Do-overs. This week's BTT question: "What book would you love to be able to read again for the first time?"
At first glance, this seems like a simple question, but it's really a little problematic. I've thought about it before, and I always have trouble with it. I'm assuming we're not talking about time travel – so I wouldn't actually be returning to childhood or young adulthood or that original experience. And if I read any of my favorite books for the first time now, would I have the same reaction I had then? I'm a different person now – I've changed; maybe my feelings will have altered, too. In most cases, I wouldn't want to risk that. Not if it's a book I love.

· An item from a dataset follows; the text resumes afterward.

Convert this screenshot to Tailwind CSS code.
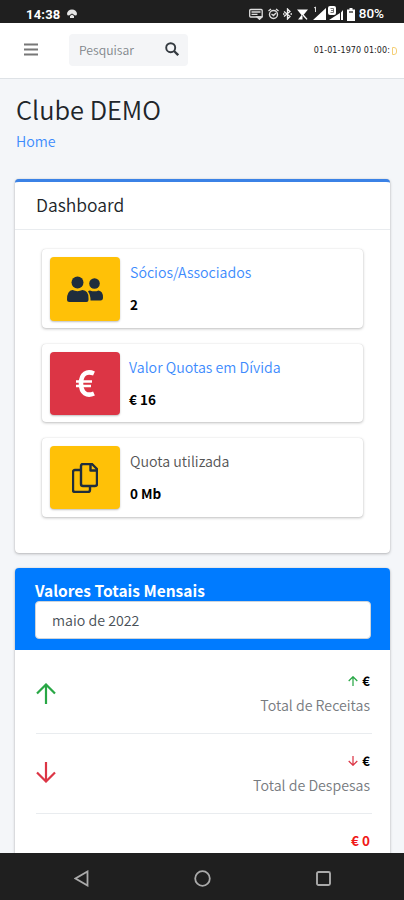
<!doctype html>
<html lang="pt">
<head>
    <meta charset="UTF-8">
    <meta name="viewport" content="width=device-width, initial-scale=1">
    <title>Clube DEMO</title>
    <script src="https://cdn.jsdelivr.net/npm/@tailwindcss/browser@4"></script>
</head>
<body class="bg-[#f4f6f9] font-['Noto_Sans_CJK_JP','Noto_Sans',sans-serif] font-[350] text-[#212529]">
<div class="flex flex-col h-[900px] overflow-hidden">

    <!-- Status bar -->
    <div class="h-[23px] shrink-0 bg-[#1f1f1f] text-white flex items-center pl-[26px] pr-5 pt-[5px] font-['Roboto',sans-serif]">
        <span class="text-[13px] leading-none font-bold tracking-[0.2px]">14:38</span>
        <svg class="ml-[6px] w-[10px] h-[10px]" viewBox="0 0 10 10" fill="#e5e5e5"><path d="M0 5a5 4.500 0 0 1 10 0q0 1.500-2 1.500L5 4.500 2 6.500Q0 6.500 0 5zM3 7 5 5.400 7 7v2H3z"/></svg>
        <div class="ml-auto flex items-center">
            <svg class="w-[14px] h-3" viewBox="0 0 14 12" fill="none" stroke="#ddd" stroke-width="1.300"><rect x=".7" y="1.500" width="12.500" height="7.500" rx="1"/><path d="M2.500 4h9M2.500 6.300h6M8 9h5l-2.500 2.300z"/></svg>
            <svg class="ml-[5px] w-[11px] h-3" viewBox="0 0 11 12" fill="none" stroke="#ddd" stroke-width="1.400"><circle cx="5.500" cy="6.500" r="4"/><path d="M.5 3 3 1M10.500 3 8 1M3.500 6l2 1.500L8 5"/></svg>
            <svg class="ml-[4px] w-[9px] h-3" viewBox="0 0 9 12" fill="none" stroke="#eee" stroke-width="1.300"><path d="m1 3.500 6 5L4.500 11V1L7 3.500l-6 5M0 6h1.500M7.500 6H9"/></svg>
            <svg class="ml-[5px] w-[11px] h-3" viewBox="0 0 11 12" fill="#fff"><path d="M0 1.500h11L6.500 7h-2zM5.500 6v5.500H1zM6.500 8l3.500 3.500M6 7h1l3.500 4-1 .8L6 8z"/></svg>
            <svg class="ml-[4px] w-8 h-4" viewBox="0 0 32 16" fill="#fff">
                <path d="M14 2v12H1zM31 4v10h-2V6.500zM28 7v7H17z"/>
                <path d="M2 2 3.500 1v5" fill="none" stroke="#ddd"/>
                <rect x="16" y="0" width="8" height="9" rx="2"/>
                <path d="M18.500 2.500h3v4h-3M19 4.500h2.500" fill="none" stroke="#555" stroke-width=".8"/>
            </svg>
            <svg class="ml-[3px] w-[8px] h-[13px]" viewBox="0 0 8 13"><path d="M2.500 0h3v1.500H8V13H0V1.500h2.500z" fill="#fff"/><path d="M2 4h4" stroke="#444" stroke-width="1.500"/></svg>
            <span class="ml-1 text-[13.500px] leading-none font-medium">80%</span>
        </div>
    </div>

    <!-- Navbar -->
    <div class="h-14 shrink-0 bg-white border-b border-[#dee2e6] flex items-center pl-6 pr-[7px]">
        <svg class="w-[14px] h-[13px] -mt-[3px]" viewBox="0 0 14 13" stroke="#777" stroke-width="2"><path d="M0 1.500h14M0 6.500h14M0 11.500h14"/></svg>
        <div class="ml-[31px] -mt-px w-[119px] h-8 rounded-sm bg-[#f4f5f7] flex items-center pl-[10px] pr-[9px]">
            <span class="text-[12.200px] leading-none text-[#80858a]">Pesquisar</span>
            <svg class="ml-auto -mt-[2px] w-[14px] h-[14px]" viewBox="0 0 14 14" fill="none" stroke="#343a40" stroke-width="1.900"><circle cx="5.700" cy="5.700" r="4.500"/><path d="m9 9 4.200 4.200" stroke-width="2.300"/></svg>
        </div>
        <div class="ml-auto flex text-[8px] leading-none font-normal font-['DejaVu_Sans',sans-serif] text-[#222] whitespace-nowrap"><span class="tracking-[0.080px]">01-01-1970 01:00:</span><span class="ml-[2px] w-[5px] h-2 border border-[#f5cf76] rounded-r-[3px]"></span></div>
    </div>

    <!-- Content -->
    <div class="flex-1 min-h-0 overflow-hidden px-[15px]">
        <h1 class="mt-[14px] text-[25.400px] leading-8 font-[350] pl-px"><span>Clube DEMO</span></h1>
        <div class="mt-px text-[14.200px] leading-[30px] text-[#3d8bfd] pl-px"><span>Home</span></div>

        <div class="mt-[23px] h-[374px] bg-white rounded border-t-[3px] border-[#3b82e6] shadow-[0_0_1px_rgba(0,0,0,.2),0_1px_3px_rgba(0,0,0,.25)] w-[375px]">
            <div class="h-12 border-b border-[#e9ecef] px-[21px] text-[17.500px] leading-[45px]"><span>Dashboard</span></div>
            <div class="pt-[19px] pl-[27px] pr-[27px] flex flex-col gap-4">
                <div class="h-[79px] bg-white rounded flex p-2 shadow-[0_0_1px_rgba(0,0,0,.15),0_1px_3px_rgba(0,0,0,.25)]">
                    <div class="w-[70px] h-16 rounded bg-[#ffc107] shadow-[0_1px_2px_rgba(0,0,0,.25)] flex items-center justify-center">
                        <svg class="w-9 h-[26px]" viewBox="0 0 36 26" fill="#1f2d3d">
                            <circle cx="10.500" cy="6.500" r="6"/>
                            <path d="M5.500 14q5 2.300 10 0 6 .5 6 8v2q0 2-2 2h-17q-2.500 0-2.500-2.500Q0 14.500 5.500 14z"/>
                            <circle cx="27.500" cy="7.500" r="5.300"/>
                            <path d="M23 14.500q4.500 1.700 8.500 0 4.500.5 4.500 7 0 3-2.500 3H23.500q0-6-2.500-9 .8-1 2-1z"/>
                        </svg>
                    </div>
                    <div class="ml-[10px] text-[14.200px] leading-8"><p class="text-[#3d8bfd] -mt-px"><span>Sócios/Associados</span></p><p class="text-[13.500px] font-bold text-black"><span>2</span></p></div>
                </div>
                <div class="h-[78px] bg-white rounded flex p-2 shadow-[0_0_1px_rgba(0,0,0,.15),0_1px_3px_rgba(0,0,0,.25)]">
                    <div class="w-[70px] h-[63px] rounded bg-[#dc3545] shadow-[0_1px_2px_rgba(0,0,0,.25)] flex items-center justify-center">
                        <svg class="w-[19px] h-[27px]" viewBox="0 0 19 27" fill="none" stroke="#fff"><path d="M18 3.500C11 .5 5 3.500 5 13.500S11 26.500 18 23.500" stroke-width="4.600"/><path d="M0 11.500h16M0 16h15" stroke-width="2.600"/></svg>
                    </div>
                    <div class="ml-[9px] text-[14.200px] leading-8"><p class="text-[#3d8bfd] -mt-px"><span>Valor Quotas em Dívida</span></p><p class="text-[13.500px] font-bold text-black"><span>€ 16</span></p></div>
                </div>
                <div class="h-[79px] bg-white rounded flex p-2 shadow-[0_0_1px_rgba(0,0,0,.15),0_1px_3px_rgba(0,0,0,.25)]">
                    <div class="w-[70px] h-[63px] rounded bg-[#ffc107] shadow-[0_1px_2px_rgba(0,0,0,.25)] flex items-center justify-center">
                        <svg class="w-[26px] h-[30px]" viewBox="0 0 26 30" fill="none" stroke="#1f2d3d" stroke-width="2.400" stroke-linejoin="round"><path d="M8.500 7H3q-2 0-2 2v18q0 2 2 2h13q2 0 2-2v-4"/><path d="M11 1h9l5 5v15q0 2-2 2H11q-2 0-2-2V3q0-2 2-2zM18.500 1.500V7.500H25"/></svg>
                    </div>
                    <div class="ml-[10px] text-[14.200px] leading-8"><p class="text-[#555] -mt-px"><span>Quota utilizada</span></p><p class="text-[13.500px] font-bold text-black"><span>0 Mb</span></p></div>
                </div>
            </div>
        </div>

        <div class="mt-[15px] h-[400px] bg-white rounded w-[375px] shadow-[0_0_1px_rgba(0,0,0,.2),0_1px_3px_rgba(0,0,0,.25)]">
            <div class="h-[82px] bg-[#007bff] rounded-t px-5 pt-3">
                <h3 class="text-[15.500px] leading-5 font-bold text-white"><span>Valores Totais Mensais</span></h3>
                <div class="mt-px h-[38px] w-[336px] rounded bg-white border border-[#ced4da] pl-4 text-[14.200px] leading-[37px] text-[#495057]"><span>maio de 2022</span></div>
            </div>
            <div class="pl-[21px] pr-[18px]">
                <div class="h-[84px] border-b border-[#e9ecef] flex items-center justify-between pr-[2px]">
                    <svg class="w-5 h-[21px] mt-[3px]" viewBox="0 0 20 21" fill="none" stroke="#28a745" stroke-width="2.200"><path d="M10 21V1.500M1 10.500l9-9 9 9"/></svg>
                    <div class="text-right leading-6 mt-[3px]">
                        <p class="text-[13px] font-bold text-black flex items-center justify-end gap-1"><svg class="w-[10px] h-[10px]" viewBox="0 0 20 21" fill="none" stroke="#28a745" stroke-width="2.600"><path d="M10 21V1.500M1 10.500l9-9 9 9"/></svg>€</p>
                        <p class="text-[14.200px] text-[#777b7f]"><span>Total de Receitas</span></p>
                    </div>
                </div>
                <div class="h-20 border-b border-[#e9ecef] flex items-center justify-between pr-[2px]">
                    <svg class="w-5 h-[21px] -mt-[2px]" viewBox="0 0 20 21" fill="none" stroke="#dc3545" stroke-width="2.200"><path d="M10 0v19.500M1 10.500l9 9 9-9"/></svg>
                    <div class="text-right leading-6 -mt-[2px]">
                        <p class="text-[13px] font-bold text-black flex items-center justify-end gap-1"><svg class="w-[10px] h-[10px]" viewBox="0 0 20 21" fill="none" stroke="#dc3545" stroke-width="2.600"><path d="M10 0v19.500M1 10.500l9 9 9-9"/></svg>€</p>
                        <p class="text-[14.200px] text-[#777b7f]"><span>Total de Despesas</span></p>
                    </div>
                </div>
                <p class="mt-[14px] pr-[2px] text-right text-[13.500px] leading-6 font-bold text-[#f01818]">€ 0</p>
            </div>
        </div>
    </div>

    <!-- Android navigation -->
    <div class="h-[47px] shrink-0 bg-[#1f1f1f] flex items-center pl-[74px] pr-[73px] pt-[3px] justify-between">
        <svg class="w-[15px] h-[17px]" viewBox="0 0 15 17" fill="none" stroke="#aaa" stroke-width="1.800"><path d="M13.500 1.500v14L1.500 8.500z"/></svg>
        <svg class="w-[17px] h-[17px]" viewBox="0 0 17 17" fill="none" stroke="#aaa" stroke-width="1.800"><circle cx="8.500" cy="8.500" r="7.300"/></svg>
        <svg class="w-[15px] h-[15px]" viewBox="0 0 15 15" fill="none" stroke="#aaa" stroke-width="1.900"><rect x="1" y="1" width="13" height="13" rx="1.500"/></svg>
    </div>
</div>
</body>
</html>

However. Just to play the game – there have been some "first-reads" I wouldn't mind experiencing again. Mostly childhood books, of course. I suppose Alice in Wonderland and Through the Looking-Glass would have to be on the list – I think they were probably the first "real" books I read on my own (as opposed to picture-books and easy readers), and they were absolutely magical.
And definitely Huckleberry Finn. I didn't actually read that one myself, the first time; my mother read it to me at nap-time everyday during the course of one summer. It was very effective at putting Mamma to sleep (she survived Tom Sawyer a little better), but I was fascinated and couldn't wait for the next afternoon's installment. I've re-read the book many times since then, and still love it. But none of my re-reads have come close to that first mind-altering experience.
And then, there are those books that served to help me get through trying times. Some of those are pleasant memories today – Little Women, the Nancy Drew mysteries, Be Here Now by Baba Ram Dass – and some, like the novels of Barbara Pym, have become all-time favorites that I return to over and over. For those, while I'd love the experience of devouring them for the first time, I certainly wouldn't want to go through those rough patches of existence again.